Single by Lil Mama

from the album VYP (Voice of the Young People)
- B-side: "Girlfriend"
- Released: June 19, 2007
- Genre: Hip-hop
- Length: 3:24 (Radio Edit) 3:39 (Single Mix) 4:04 (Album Version)
- Label: Jive
- Songwriters: James "Groove" Chambers Niatia Kirkland
- Producer: James "Groove" Chambers

Lil Mama singles chronology
|  | "Lip Gloss" (2007) | "G-Slide (Tour Bus)" (2007) |

Music video
- "Lip Gloss" on YouTube

= Lip Gloss =

"Lip Gloss" is the debut single by American hip-hop recording artist Lil Mama. It was released June 19, 2007, as the lead single from her debut album, VYP: Voice of the Young People. "Lip Gloss" is a percussive hip-hop song.

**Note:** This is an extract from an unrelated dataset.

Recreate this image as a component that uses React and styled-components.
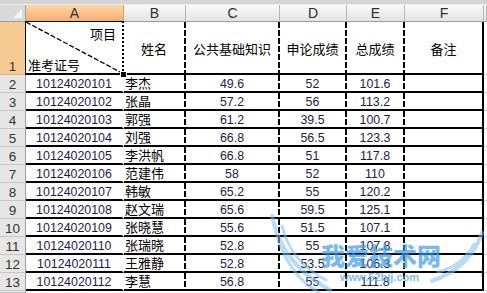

For the weekend ending on June 9, the song debuted on the U.S. Billboard Hot 100 at number 95. The next week it fell off, though after its release to iTunes, it re-entered the chart at number twelve for the week ending on June 23, eventually peaking at number 10.

The song was certified gold by the RIAA on February 13, 2008.

==Music video==
The music video, directed by R. Malcolm Jones, shows Lil Mama dancing, stomping and clapping, and rapping at a high school. In the video, before the third verse of the song, the video switches to "No Music", which features appearances by Kanye West and Slim Thug. The verse from "No Music" was also featured on the album version of "Lip Gloss".

The video was nominated for Monster Single of the Year at the 2007 MTV Video Music Awards.

==Track listing==
12" promo
1. "Lip Gloss" (main version)
2. "Lip Gloss" (instrumental)
3. "Lip Gloss" (a cappella)

CD single
1. "Lip Gloss" (album version)
2. "Lip Gloss" (Full Phat Remix)
3. "Lip Gloss" (Safe Mode Lec Trow Remix)
4. "Girlfriend" (Dr. Luke Mix) (featuring Avril Lavigne)

Digital download
1. "Lip Gloss"

==Chart performance==

| Chart (2007–2008) | Peak position |
|---|---|
| US Billboard Hot 100 | 10 |
| US Hot R&B/Hip-Hop Songs (Billboard) | 36 |
| US Pop 100 (Billboard) | 15 |

==Certifications==

| Region | Certification | Certified units/sales |
| New Zealand (RMNZ) | Gold | 15,000^{‡} |
| United States (RIAA) | Gold | 500,000^{^} |
| United States (RIAA) Mastertone | Gold | 500,000^{^} |
^{^} Shipments figures based on certification alone. ^{‡} Sales+streaming figures based on certification alone.

==In popular culture==
There is a dance called "The Lip Gloss" that accompanies the song. This song was number 56 on Rolling Stones list of the 100 Best Songs of 2007. Pitchfork named "Lip Gloss" the 27th best song of 2007.

Fellow American rapper Nicki Minaj has a song titled "Wuchoo Know", from her debut 2007 mixtape Playtime Is Over, which samples and interpolates "Lip Gloss", by Ashanti featuring Keri Hilson. American mashup artist Girl Talk also sampled the song on his track "Like This", from his 2008 album Feed the Animals. This song was featured primarily as the backing track for the Prada Spring/Summer 2010 women's wear fashion show.